The course will focus on communicating and presenting data analytics and modeling results. It aims at building the competency in story telling from numbers. The course also covers ethical and social impacts of data science, analytics and AI. Prerequisite: DS8012

This course will be an introduction to research preparation, experimental design, methods of data collection, exploratory data analysis, and understanding threats to validity of results with aim to prepare student for MRP work.

4. Major Research Project

The student is required to conduct an applied advanced research project. The project will be carried out under the guidance of a supervisor. On completion of the project, the results are submitted in a technical report format to an examining committee and the student will make an oral presentation of the report to the committee for assessment and grading of the report.
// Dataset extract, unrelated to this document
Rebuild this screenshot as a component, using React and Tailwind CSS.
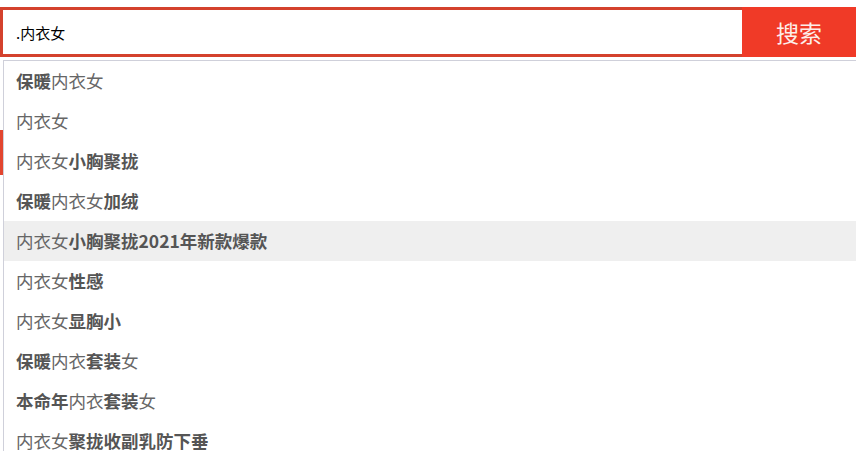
const suggestions = [
  [['保暖', true], ['内衣女', false]],
  [['内衣女', false]],
  [['内衣女', false], ['小胸聚拢', true]],
  [['保暖', true], ['内衣女', false], ['加绒', true]],
  [['内衣女', false], ['小胸聚拢2021年新款爆款', true]],
  [['内衣女', false], ['性感', true]],
  [['内衣女', false], ['显胸小', true]],
  [['保暖', true], ['内衣', false], ['套装', true], ['女', false]],
  [['本命年', true], ['内衣', false], ['套装', true], ['女', false]],
  [['内衣女', false], ['聚拢收副乳防下垂', true]],
];

const font = { fontFamily: '"Noto Sans CJK SC", "Noto Sans", sans-serif' };

export default function App() {
  return (
    <div className="relative w-[856px] h-[451px] overflow-hidden bg-white pt-[7px]" style={font}>
      {/* page red strip peeking behind dropdown */}
      <div className="absolute left-0 top-[130px] w-[3px] h-[45px] bg-[#e2452f]" />

      {/* search bar */}
      <div className="flex h-[50px]">
        <div className="flex-1 flex items-center border-[3px] border-r-0 border-[#d4412d] pl-[13px]">
          <span className="text-[15px] text-black leading-none">.内衣女</span>
        </div>
        <button className="w-[114px] bg-[#f03a27] text-[#fdeeea] text-[23px] leading-none flex items-center justify-center">
          搜索
        </button>
      </div>

      {/* dropdown */}
      <div className="relative mt-[3px] ml-[3px] border-l border-t border-[#cfd0da] bg-white">
        {suggestions.map((row, i) => (
          <div
            key={i}
            className={`h-[40px] flex items-center pl-[12px] text-[17.5px] text-[#666] ${i === 4 ? 'bg-[#efefef]' : ''}`}
          >
            {row.map(([t, b], j) => (
              <span key={j} className={b ? 'font-bold text-[#555]' : ''}>{t}</span>
            ))}
          </div>
        ))}
      </div>
    </div>
  );
}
The student is expected to provide evidence of competence in the carrying out of a technical project and present a sound understanding of the material associated with the research project. This is a “Milestone.”

5. Thesis

The student is required to conduct advanced research on a topic related to data science. The topic is chosen in consultation with thesis supervisor, and the student presents research plan in writing before research starts. The student must submit the completed research in a thesis format to an examination committee and make an oral presentation of the thesis. The student is expected to furnish evidence of competence in research and a sound understanding of data science associated with the research. This is “Milestone”.